TASK DESCRIPTION: Transcribe the whole listing without a single picture.

'''

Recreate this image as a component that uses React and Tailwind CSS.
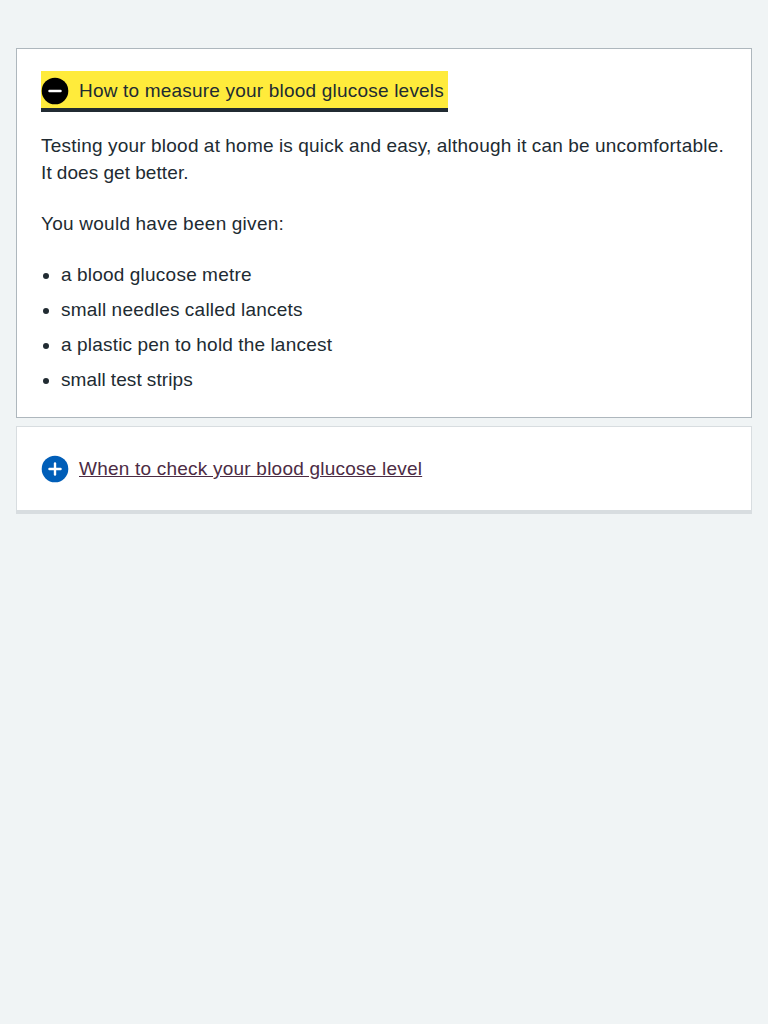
const items = [
  { text: 'a blood glucose metre', tracking: 'tracking-[0.245px]' },
  { text: 'small needles called lancets', tracking: 'tracking-[0.23px]' },
  { text: 'a plastic pen to hold the lancest', tracking: 'tracking-[0.225px]' },
  { text: 'small test strips', tracking: 'tracking-[0.1px]' },
];

function Icon({ open }) {
  return (
    <svg className="block h-[38px] w-[38px] shrink-0" viewBox="0 0 24 24" aria-hidden="true">
      <circle className={open ? 'fill-black' : 'fill-[#005eb8]'} cx="12" cy="12" r="8.4" />
      <g className="stroke-white" fill="none" strokeWidth="1.5" strokeLinecap="round">
        <path d="M8.5 12h7" />
        {!open && <path d="M12 8.5v7" />}
      </g>
    </svg>
  );
}

export default function App() {
  return (
    <main className="min-h-screen bg-[#f0f4f5] px-4 pt-12 font-['Liberation_Sans',Arial,sans-serif] text-[19px] leading-[27px] text-[#212b32] [word-spacing:-0.4px]">
      <section className="h-[370px] border border-[#aeb7bd] bg-white px-6 pt-[22px]">
        <button className="flex h-[41px] w-[407px] items-center border-b-4 border-[#212b32] bg-[#ffeb3b] pt-[3px] text-left whitespace-nowrap">
          <span className="-ml-[5px] flex items-center gap-[5px]">
            <Icon open />
            <span className="pb-0.5 tracking-[0.2px] [word-spacing:0px]">How to measure your blood glucose levels</span>
          </span>
        </button>
        <p className="mt-5">
          <span className="tracking-[0.24px]">
            Testing your blood at home is quick and easy, although it can be uncomfortable.
          </span>{' '}
          <br />
          <span className="tracking-[0.11px]">It does get better.</span>
        </p>
        <p className="mt-6 tracking-[0.3px]">You would have been given:</p>
        <ul className="mt-6 list-disc space-y-2 pl-5">
          {items.map(({ text, tracking }) => (
            <li key={text} className={tracking}>{text}</li>
          ))}
        </ul>
      </section>
      <section className="mt-2 flex h-[88px] items-center border border-b-4 border-[#d8dde0] bg-white px-6">
        <button className="-ml-[5px] flex items-center gap-[5px] text-[#4c2c44]">
          <Icon />
          <span className="tracking-[0.22px] underline [word-spacing:0px]">When to check your blood glucose level</span>
        </button>
      </section>
    </main>
  );
}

'''

ANSWER IN FULL:
Recreate this image as a component that uses React and Tailwind CSS.
const items = [
  { text: 'a blood glucose metre', tracking: 'tracking-[0.245px]' },
  { text: 'small needles called lancets', tracking: 'tracking-[0.23px]' },
  { text: 'a plastic pen to hold the lancest', tracking: 'tracking-[0.225px]' },
  { text: 'small test strips', tracking: 'tracking-[0.1px]' },
];

function Icon({ open }) {
  return (
    <svg className="block h-[38px] w-[38px] shrink-0" viewBox="0 0 24 24" aria-hidden="true">
      <circle className={open ? 'fill-black' : 'fill-[#005eb8]'} cx="12" cy="12" r="8.4" />
      <g className="stroke-white" fill="none" strokeWidth="1.5" strokeLinecap="round">
        <path d="M8.5 12h7" />
        {!open && <path d="M12 8.5v7" />}
      </g>
    </svg>
  );
}

export default function App() {
  return (
    <main className="min-h-screen bg-[#f0f4f5] px-4 pt-12 font-['Liberation_Sans',Arial,sans-serif] text-[19px] leading-[27px] text-[#212b32] [word-spacing:-0.4px]">
      <section className="h-[370px] border border-[#aeb7bd] bg-white px-6 pt-[22px]">
        <button className="flex h-[41px] w-[407px] items-center border-b-4 border-[#212b32] bg-[#ffeb3b] pt-[3px] text-left whitespace-nowrap">
          <span className="-ml-[5px] flex items-center gap-[5px]">
            <Icon open />
            <span className="pb-0.5 tracking-[0.2px] [word-spacing:0px]">How to measure your blood glucose levels</span>
          </span>
        </button>
        <p className="mt-5">
          <span className="tracking-[0.24px]">
            Testing your blood at home is quick and easy, although it can be uncomfortable.
          </span>{' '}
          <br />
          <span className="tracking-[0.11px]">It does get better.</span>
        </p>
        <p className="mt-6 tracking-[0.3px]">You would have been given:</p>
        <ul className="mt-6 list-disc space-y-2 pl-5">
          {items.map(({ text, tracking }) => (
            <li key={text} className={tracking}>{text}</li>
          ))}
        </ul>
      </section>
      <section className="mt-2 flex h-[88px] items-center border border-b-4 border-[#d8dde0] bg-white px-6">
        <button className="-ml-[5px] flex items-center gap-[5px] text-[#4c2c44]">
          <Icon />
          <span className="tracking-[0.22px] underline [word-spacing:0px]">When to check your blood glucose level</span>
        </button>
      </section>
    </main>
  );
}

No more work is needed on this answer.